Maximum number of trails: 2⁵⁹ - 1
Maximum number of events in a trail: 2⁵⁰ - 1
Maximum number of distinct values in a field: 2⁴⁰ - 2
Maximum number of fields: 16,382
Maximum size of a value: 2⁵⁸ bytes

Internals¶

TrailDB uses a number of different compression methods to minimize the amount of space used. In contrast to the usual approach of compressing a file for storage, and decompressing it for processing, TrailDB compresses the data when TrailDB is constructed but it never decompresses all the data again. Only the parts that are actually requested, using a lazy cursor, are decompressed on the fly. This makes TrailDB cache-friendly and hence fast to query.

The data model of TrailDB enables efficient compression: Since events are grouped by UUID, which typically corresponds a user, a server, or other such logical entity, events within a trail tend to be somewhat predictable - each logical entity tends to behave in its own characteristic way. We can leverage this by only encoding every change in behavior, similar to run-length encoding.

Another observation is that since in the TrailDB data model events are always sorted by time, we can utilize delta-encoding to compress 64-bit timestamps that otherwise would end up consuming a non-trivial amount of space.

After these baseline transformations, we can observe that the distribution of values is typically very skewed: Some items are way more frequent than others. We also analyze the distribution of pairs of values (bigrams) for similar skewedness. The skewed, low-entropy distributions of values can be efficiently encoded using Huffman coding. Fields that are not good candidates for entropy encoding are encoded using simpler variable-length integers.

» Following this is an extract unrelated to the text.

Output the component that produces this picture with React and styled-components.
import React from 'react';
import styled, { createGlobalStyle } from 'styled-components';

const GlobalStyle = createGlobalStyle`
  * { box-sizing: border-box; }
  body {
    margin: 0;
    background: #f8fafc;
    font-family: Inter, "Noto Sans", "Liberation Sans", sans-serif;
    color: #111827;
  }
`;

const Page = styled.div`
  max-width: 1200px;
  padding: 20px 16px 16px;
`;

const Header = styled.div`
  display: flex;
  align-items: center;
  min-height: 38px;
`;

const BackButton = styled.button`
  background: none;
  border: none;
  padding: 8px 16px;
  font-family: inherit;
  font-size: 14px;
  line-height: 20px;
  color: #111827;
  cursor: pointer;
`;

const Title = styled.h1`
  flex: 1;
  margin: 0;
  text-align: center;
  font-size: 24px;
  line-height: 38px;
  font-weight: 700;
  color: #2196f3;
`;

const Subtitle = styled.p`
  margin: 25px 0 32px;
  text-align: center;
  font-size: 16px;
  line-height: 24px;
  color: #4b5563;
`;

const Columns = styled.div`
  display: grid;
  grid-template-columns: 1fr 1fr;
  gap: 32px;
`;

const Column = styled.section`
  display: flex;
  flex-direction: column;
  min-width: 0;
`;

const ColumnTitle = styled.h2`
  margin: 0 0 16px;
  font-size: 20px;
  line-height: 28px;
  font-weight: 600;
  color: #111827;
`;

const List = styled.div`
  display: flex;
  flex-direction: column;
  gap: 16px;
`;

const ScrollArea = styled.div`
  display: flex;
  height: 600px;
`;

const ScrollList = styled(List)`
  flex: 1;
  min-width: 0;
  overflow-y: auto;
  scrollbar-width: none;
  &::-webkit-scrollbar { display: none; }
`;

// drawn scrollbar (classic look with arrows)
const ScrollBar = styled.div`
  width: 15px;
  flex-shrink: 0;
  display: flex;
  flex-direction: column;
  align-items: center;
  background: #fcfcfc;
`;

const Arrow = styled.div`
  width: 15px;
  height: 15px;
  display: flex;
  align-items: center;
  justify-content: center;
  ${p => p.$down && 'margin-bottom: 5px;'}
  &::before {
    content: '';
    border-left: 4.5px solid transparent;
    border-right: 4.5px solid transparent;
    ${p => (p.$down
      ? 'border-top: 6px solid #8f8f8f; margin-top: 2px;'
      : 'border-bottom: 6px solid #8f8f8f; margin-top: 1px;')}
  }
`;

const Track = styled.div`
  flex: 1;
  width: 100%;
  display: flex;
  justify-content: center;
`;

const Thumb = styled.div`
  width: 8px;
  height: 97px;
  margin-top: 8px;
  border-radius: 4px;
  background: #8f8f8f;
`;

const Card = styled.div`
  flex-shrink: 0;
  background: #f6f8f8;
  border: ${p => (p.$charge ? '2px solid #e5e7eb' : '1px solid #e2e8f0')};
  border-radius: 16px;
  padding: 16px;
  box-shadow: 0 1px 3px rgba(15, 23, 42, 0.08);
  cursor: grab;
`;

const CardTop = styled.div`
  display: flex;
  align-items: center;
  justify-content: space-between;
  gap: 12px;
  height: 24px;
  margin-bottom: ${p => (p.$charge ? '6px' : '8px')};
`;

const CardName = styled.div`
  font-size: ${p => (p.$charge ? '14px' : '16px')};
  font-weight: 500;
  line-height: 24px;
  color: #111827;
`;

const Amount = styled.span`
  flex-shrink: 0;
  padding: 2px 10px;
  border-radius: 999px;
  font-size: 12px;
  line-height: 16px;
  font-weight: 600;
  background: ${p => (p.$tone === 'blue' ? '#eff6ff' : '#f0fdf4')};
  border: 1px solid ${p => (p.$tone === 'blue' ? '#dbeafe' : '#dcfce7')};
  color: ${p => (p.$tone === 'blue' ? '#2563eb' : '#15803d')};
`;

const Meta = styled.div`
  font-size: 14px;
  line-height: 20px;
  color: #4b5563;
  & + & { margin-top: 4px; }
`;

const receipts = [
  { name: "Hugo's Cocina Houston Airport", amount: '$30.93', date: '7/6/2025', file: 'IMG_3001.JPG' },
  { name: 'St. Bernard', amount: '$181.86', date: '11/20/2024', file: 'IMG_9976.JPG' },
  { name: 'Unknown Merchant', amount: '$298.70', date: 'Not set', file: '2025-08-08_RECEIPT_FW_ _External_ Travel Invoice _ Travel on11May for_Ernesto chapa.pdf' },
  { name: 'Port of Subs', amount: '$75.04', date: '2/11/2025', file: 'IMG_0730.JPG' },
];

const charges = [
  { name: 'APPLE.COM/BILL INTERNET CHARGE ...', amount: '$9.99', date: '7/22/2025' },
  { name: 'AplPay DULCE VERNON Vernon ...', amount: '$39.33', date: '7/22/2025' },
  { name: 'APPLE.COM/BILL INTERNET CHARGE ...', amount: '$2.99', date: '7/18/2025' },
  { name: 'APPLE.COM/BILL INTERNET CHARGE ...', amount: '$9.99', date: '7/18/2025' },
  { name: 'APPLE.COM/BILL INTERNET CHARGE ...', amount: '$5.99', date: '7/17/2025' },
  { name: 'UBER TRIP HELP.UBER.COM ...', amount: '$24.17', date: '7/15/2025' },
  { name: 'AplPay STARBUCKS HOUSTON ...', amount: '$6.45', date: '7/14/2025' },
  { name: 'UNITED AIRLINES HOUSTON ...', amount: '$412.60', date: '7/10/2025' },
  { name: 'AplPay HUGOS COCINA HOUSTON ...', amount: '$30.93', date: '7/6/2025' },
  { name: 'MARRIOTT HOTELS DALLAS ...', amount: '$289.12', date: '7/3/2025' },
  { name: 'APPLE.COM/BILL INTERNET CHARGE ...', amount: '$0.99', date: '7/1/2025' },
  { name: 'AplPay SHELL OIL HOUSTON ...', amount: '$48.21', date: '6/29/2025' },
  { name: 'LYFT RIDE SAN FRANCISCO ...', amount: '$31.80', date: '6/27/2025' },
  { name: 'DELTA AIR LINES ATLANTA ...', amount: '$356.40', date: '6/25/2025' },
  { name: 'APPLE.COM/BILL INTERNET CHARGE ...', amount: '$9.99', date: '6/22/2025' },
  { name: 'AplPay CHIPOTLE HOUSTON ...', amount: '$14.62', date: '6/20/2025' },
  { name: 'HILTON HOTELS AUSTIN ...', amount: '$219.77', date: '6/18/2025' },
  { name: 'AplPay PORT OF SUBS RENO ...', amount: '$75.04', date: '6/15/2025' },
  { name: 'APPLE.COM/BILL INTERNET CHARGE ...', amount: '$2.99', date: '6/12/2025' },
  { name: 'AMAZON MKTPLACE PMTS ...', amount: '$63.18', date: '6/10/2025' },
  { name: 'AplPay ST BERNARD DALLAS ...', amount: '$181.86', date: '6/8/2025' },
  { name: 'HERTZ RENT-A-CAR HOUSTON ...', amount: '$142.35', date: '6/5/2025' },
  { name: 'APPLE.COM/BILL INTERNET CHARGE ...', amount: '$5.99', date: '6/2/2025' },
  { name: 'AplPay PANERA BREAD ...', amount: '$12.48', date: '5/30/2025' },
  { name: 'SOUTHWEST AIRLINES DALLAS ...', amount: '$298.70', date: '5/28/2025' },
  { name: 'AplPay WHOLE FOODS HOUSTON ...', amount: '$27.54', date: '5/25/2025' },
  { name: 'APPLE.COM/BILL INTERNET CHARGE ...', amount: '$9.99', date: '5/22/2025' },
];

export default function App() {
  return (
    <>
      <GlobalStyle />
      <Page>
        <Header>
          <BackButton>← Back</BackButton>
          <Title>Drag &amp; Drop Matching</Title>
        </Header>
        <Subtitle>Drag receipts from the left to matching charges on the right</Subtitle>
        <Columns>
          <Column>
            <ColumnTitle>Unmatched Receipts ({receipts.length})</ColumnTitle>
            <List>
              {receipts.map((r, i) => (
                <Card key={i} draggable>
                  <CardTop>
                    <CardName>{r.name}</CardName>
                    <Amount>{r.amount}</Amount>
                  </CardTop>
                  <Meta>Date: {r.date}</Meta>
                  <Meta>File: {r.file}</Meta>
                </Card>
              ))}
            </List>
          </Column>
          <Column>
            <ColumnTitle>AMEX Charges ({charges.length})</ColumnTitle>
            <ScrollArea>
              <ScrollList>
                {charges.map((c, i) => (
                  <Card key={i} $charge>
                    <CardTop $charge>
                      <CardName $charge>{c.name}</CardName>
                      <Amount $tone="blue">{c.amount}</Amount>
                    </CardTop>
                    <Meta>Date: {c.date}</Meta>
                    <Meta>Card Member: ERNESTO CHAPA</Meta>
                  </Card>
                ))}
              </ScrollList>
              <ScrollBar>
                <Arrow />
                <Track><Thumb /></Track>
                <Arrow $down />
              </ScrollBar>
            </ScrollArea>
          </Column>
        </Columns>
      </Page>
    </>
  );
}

The end result is often comparable to compressing the data using Zip. The big benefit of TrailDB compared to Zip is that each trail can be decoded individually efficiently and the output of decoding is kept in an efficient integer-based format. By design, the TrailDB API encourages the use of integer-based items instead of original strings for further processing, making it easy to build high-performance applications on top of TrailDB.